Reproduce the whole listing, character for character.

=-=-=

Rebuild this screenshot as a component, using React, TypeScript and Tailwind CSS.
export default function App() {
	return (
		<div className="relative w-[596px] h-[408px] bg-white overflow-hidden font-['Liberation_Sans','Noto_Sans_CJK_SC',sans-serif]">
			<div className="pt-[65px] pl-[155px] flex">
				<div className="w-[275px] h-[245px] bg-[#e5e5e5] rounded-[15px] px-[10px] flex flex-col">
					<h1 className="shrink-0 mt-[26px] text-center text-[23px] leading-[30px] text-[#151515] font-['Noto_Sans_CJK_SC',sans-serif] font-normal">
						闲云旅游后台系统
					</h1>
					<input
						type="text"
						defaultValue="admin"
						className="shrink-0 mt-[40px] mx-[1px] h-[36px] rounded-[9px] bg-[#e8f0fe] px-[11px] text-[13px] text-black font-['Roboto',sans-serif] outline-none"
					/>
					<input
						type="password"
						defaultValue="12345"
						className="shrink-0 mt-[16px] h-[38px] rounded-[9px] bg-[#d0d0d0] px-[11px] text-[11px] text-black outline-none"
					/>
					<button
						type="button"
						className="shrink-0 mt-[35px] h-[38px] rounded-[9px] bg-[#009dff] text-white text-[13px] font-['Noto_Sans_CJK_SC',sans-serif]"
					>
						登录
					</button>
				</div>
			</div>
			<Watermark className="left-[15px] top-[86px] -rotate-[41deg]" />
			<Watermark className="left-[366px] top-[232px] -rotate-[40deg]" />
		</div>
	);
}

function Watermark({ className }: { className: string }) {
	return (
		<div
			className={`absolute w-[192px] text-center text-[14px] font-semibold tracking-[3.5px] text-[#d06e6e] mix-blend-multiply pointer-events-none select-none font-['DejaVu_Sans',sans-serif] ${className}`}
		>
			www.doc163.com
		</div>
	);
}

=-=-=

▶ **Solution for this exercise**
Rebuild this screenshot as a component, using React, TypeScript and Tailwind CSS.
export default function App() {
	return (
		<div className="relative w-[596px] h-[408px] bg-white overflow-hidden font-['Liberation_Sans','Noto_Sans_CJK_SC',sans-serif]">
			<div className="pt-[65px] pl-[155px] flex">
				<div className="w-[275px] h-[245px] bg-[#e5e5e5] rounded-[15px] px-[10px] flex flex-col">
					<h1 className="shrink-0 mt-[26px] text-center text-[23px] leading-[30px] text-[#151515] font-['Noto_Sans_CJK_SC',sans-serif] font-normal">
						闲云旅游后台系统
					</h1>
					<input
						type="text"
						defaultValue="admin"
						className="shrink-0 mt-[40px] mx-[1px] h-[36px] rounded-[9px] bg-[#e8f0fe] px-[11px] text-[13px] text-black font-['Roboto',sans-serif] outline-none"
					/>
					<input
						type="password"
						defaultValue="12345"
						className="shrink-0 mt-[16px] h-[38px] rounded-[9px] bg-[#d0d0d0] px-[11px] text-[11px] text-black outline-none"
					/>
					<button
						type="button"
						className="shrink-0 mt-[35px] h-[38px] rounded-[9px] bg-[#009dff] text-white text-[13px] font-['Noto_Sans_CJK_SC',sans-serif]"
					>
						登录
					</button>
				</div>
			</div>
			<Watermark className="left-[15px] top-[86px] -rotate-[41deg]" />
			<Watermark className="left-[366px] top-[232px] -rotate-[40deg]" />
		</div>
	);
}

function Watermark({ className }: { className: string }) {
	return (
		<div
			className={`absolute w-[192px] text-center text-[14px] font-semibold tracking-[3.5px] text-[#d06e6e] mix-blend-multiply pointer-events-none select-none font-['DejaVu_Sans',sans-serif] ${className}`}
		>
			www.doc163.com
		</div>
	);
}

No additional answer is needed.